With all due respect to the six degrees of separation theory originally explained in 1929 by Frigyes Karinthy, what changed that caused today’s tech-savvy audience to react so differently to Guare’s play than an audience might have in 1990?
- In 1991, AOL for DOS was launched; the following year AOL for Windows was released.
- In 1995, Yahoo! made its debut as a powerful Internet search engine.
- Early in 2004, Facebook debuted on the Internet. By the first quarter of 2016, the company had 1.65 billion monthly active users.
- In August of 2004, when Google had its hugely successful IPO, its stated mission was “to organize the world’s information and make it universally accessible and useful.”
- Launched in July of 2006, by the first quarter of 2016 Twitter boasted an average of 310 million monthly active users.
- In 2011, AOL purchased The Huffington Post as part of its plan to reposition itself as a digital media company.
With the maturation of the Internet and the increasing use of social media, it’s now much more possible to track a person’s six degrees of separation from another human. As a result, the audience for Custom Made Theatre’s production has a much deeper understanding of how the world has grown more interconnected than Guare’s characters could ever have imagined in 1990.

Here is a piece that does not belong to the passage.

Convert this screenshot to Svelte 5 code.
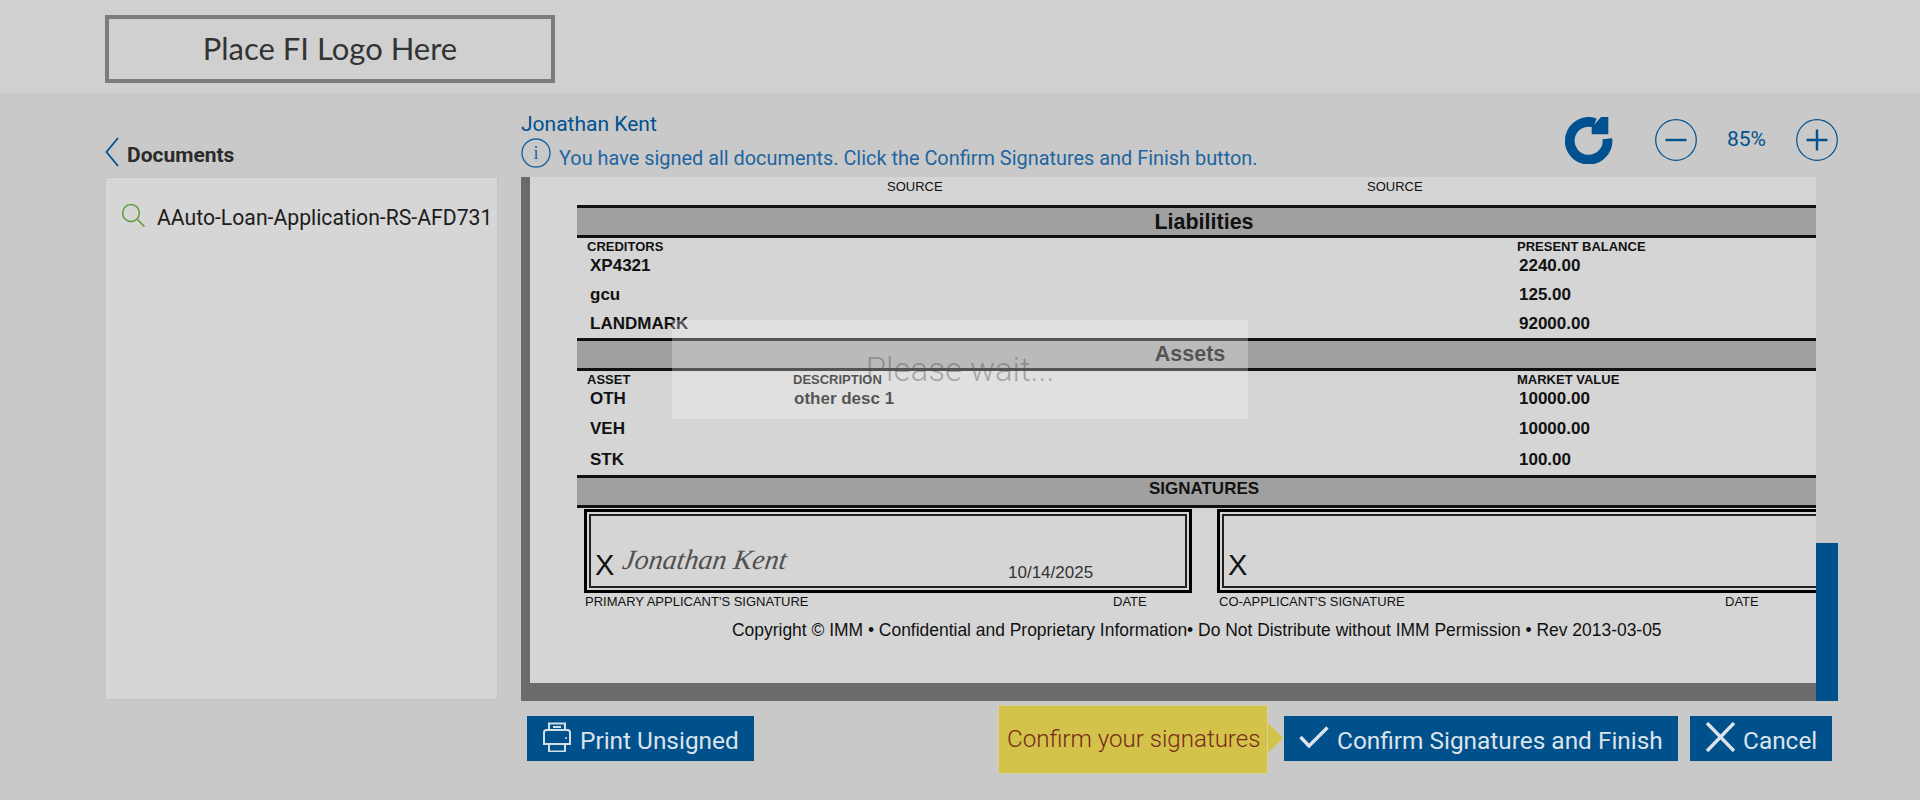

The production benefitted from Matt Weimer’s portrayal of the art dealer Flan Kittredge, Genevieve Perdue’s touching portrayal of his well-intentioned wife, Ouisa, Carl Lucania’s work as their South African friend, Geoffrey, and Karl Schackne’s appearance as the overly trusting Dr. Fine. Kyle Goldman drew laughs doubling as both an aggressive hustler and Flan and Ouisa’s son.
While Sam Bertken and Alisha Ehrlich had a wistful appeal as the trusting young couple so easily hoodwinked by Khary Moye’s subtly manipulative Paul, it was Richard Sargent’s characterization of Trent that brought a touch of gritty reality to the story. Bottom line: People can usually be trusted to hear what they want to hear rather than what they need to hear.